Billie Eilish made headlines at Sunday’s Grammy Awards for all the predictable reasons. She won Song of the Year for “Wildflower,” wore an “ICE OUT” pin, and delivered a speech condemning immigration enforcement. “No one is illegal on stolen land,” she said before dropping an F-bomb aimed at ICE.

The backlash came fast. Conservative critics brought up her multimillion-dollar Los Angeles property. The Tongva tribe—whose ancestral land her house sits on—issued a statement. Cable news spent Monday arguing about celebrity activism. Social media did what it always does.

But everyone missed something way more interesting.

What “Wildflower” Is Actually About

While people argued about stolen land and mansions, nobody seemed to remember what “Wildflower” is actually about. The song that just won Eilish her third Song of the Year Grammy isn’t a political anthem. It’s a confession.

“Wildflower” is about Eilish dating her friend’s ex-boyfriend and feeling guilty about it. Fans have connected the dots to her relationship with Jesse Rutherford, lead singer of The Neighbourhood. Before dating Eilish from October 2022 to May 2023, Rutherford spent six years with influencer Devon Lee Carlson—who was Eilish’s friend.

The song’s title? It’s a reference to Carlson’s phone case company, Wildflower Cases.

The lyrics don’t hold back. “She was cryin’ on my shoulder / All I could do was hold her / Only made us closer until July,” Eilish sings, describing how she comforted Carlson through the breakup. Then comes the line that defines the whole song: “Did I cross the line?”

Later: “You say no one knows you so well / But every time you touch me, I just wonder how she felt.” The entire track is her wrestling with whether she broke an unspoken rule by dating her friend’s ex.

The Irony No One Mentioned

Here’s what’s interesting: “Wildflower” works because it lives in uncertainty. Eilish spends the whole song asking if she did something wrong. She never answers it. She just asks and lets it sit there.

That’s what made it Grammy-worthy—she’s willing to be uncomfortable without pretending she has it all figured out.

Then she got onstage and gave a speech with zero uncertainty. No questions, no second-guessing, no maybes. Just absolute certainty about stolen land, ICE, and who gets to be where.

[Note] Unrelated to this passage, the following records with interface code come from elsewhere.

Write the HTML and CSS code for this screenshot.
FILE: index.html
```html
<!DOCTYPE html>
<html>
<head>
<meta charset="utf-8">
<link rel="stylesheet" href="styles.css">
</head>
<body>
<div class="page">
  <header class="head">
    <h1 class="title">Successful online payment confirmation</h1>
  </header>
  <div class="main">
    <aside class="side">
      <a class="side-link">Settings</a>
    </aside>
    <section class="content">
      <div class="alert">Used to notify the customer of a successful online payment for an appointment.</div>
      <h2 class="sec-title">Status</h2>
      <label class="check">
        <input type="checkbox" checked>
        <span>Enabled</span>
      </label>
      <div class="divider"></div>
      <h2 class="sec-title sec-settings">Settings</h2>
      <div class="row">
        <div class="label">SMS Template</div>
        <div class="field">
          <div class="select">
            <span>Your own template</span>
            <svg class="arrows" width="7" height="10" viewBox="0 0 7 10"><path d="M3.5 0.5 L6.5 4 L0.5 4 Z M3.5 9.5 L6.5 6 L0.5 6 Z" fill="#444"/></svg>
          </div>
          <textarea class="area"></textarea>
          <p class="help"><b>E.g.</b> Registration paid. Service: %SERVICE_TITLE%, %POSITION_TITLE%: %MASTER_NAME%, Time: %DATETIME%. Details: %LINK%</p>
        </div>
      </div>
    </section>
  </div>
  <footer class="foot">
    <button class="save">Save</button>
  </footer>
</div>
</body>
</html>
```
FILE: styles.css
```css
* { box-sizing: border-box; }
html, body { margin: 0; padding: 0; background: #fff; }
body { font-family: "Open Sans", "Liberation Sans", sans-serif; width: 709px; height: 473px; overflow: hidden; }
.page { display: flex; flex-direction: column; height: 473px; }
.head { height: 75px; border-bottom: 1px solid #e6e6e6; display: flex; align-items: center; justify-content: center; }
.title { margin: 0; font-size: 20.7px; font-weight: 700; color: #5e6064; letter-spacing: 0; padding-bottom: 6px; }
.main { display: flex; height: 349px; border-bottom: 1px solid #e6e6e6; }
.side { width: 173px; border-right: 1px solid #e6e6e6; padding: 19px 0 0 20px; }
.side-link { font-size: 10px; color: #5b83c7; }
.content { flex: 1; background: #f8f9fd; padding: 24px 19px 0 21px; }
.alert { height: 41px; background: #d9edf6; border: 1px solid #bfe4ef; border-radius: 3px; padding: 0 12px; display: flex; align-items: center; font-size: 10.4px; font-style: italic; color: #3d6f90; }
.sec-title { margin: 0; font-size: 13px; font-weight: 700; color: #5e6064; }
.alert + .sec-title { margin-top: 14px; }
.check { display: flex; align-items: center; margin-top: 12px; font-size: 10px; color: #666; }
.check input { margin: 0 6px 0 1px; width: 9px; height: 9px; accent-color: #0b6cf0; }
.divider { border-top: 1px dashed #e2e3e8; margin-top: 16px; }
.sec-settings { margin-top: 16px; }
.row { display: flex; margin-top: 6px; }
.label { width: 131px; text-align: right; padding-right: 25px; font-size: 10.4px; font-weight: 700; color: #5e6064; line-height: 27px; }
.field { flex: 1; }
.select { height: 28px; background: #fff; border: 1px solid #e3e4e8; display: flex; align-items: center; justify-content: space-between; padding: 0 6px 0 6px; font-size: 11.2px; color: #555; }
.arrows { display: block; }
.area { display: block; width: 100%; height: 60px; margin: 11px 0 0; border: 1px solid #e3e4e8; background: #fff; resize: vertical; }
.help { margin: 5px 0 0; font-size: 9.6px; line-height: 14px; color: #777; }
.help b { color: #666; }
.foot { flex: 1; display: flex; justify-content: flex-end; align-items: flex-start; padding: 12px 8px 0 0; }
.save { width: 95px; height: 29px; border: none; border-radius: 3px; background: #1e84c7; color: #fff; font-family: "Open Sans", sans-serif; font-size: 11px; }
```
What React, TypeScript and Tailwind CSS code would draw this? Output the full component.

The song that won her the award is about recognizing when things get complicated in her own life. The speech that followed didn’t leave room for complications in anyone else’s.

What Got Lost in the Backlash

The mansion controversy dominated the conversation. Elon Musk called her a hypocrite. Fox News ran segments. An Australian man started a fundraiser to move into her driveway. It became another tired cycle of celebrity-says-political-thing-and-gets-roasted.

The media flattened everything into the usual talking points. No one noticed that the art and the activism were telling completely different stories.

“Wildflower” is a song built on questions. The Grammy speech was built on answers. The song acknowledges uncertainty. The speech demanded certainty.

She won the industry’s biggest songwriting award for asking “Did I cross the line?” Then she used that moment to tell millions of people exactly where all the lines should be drawn.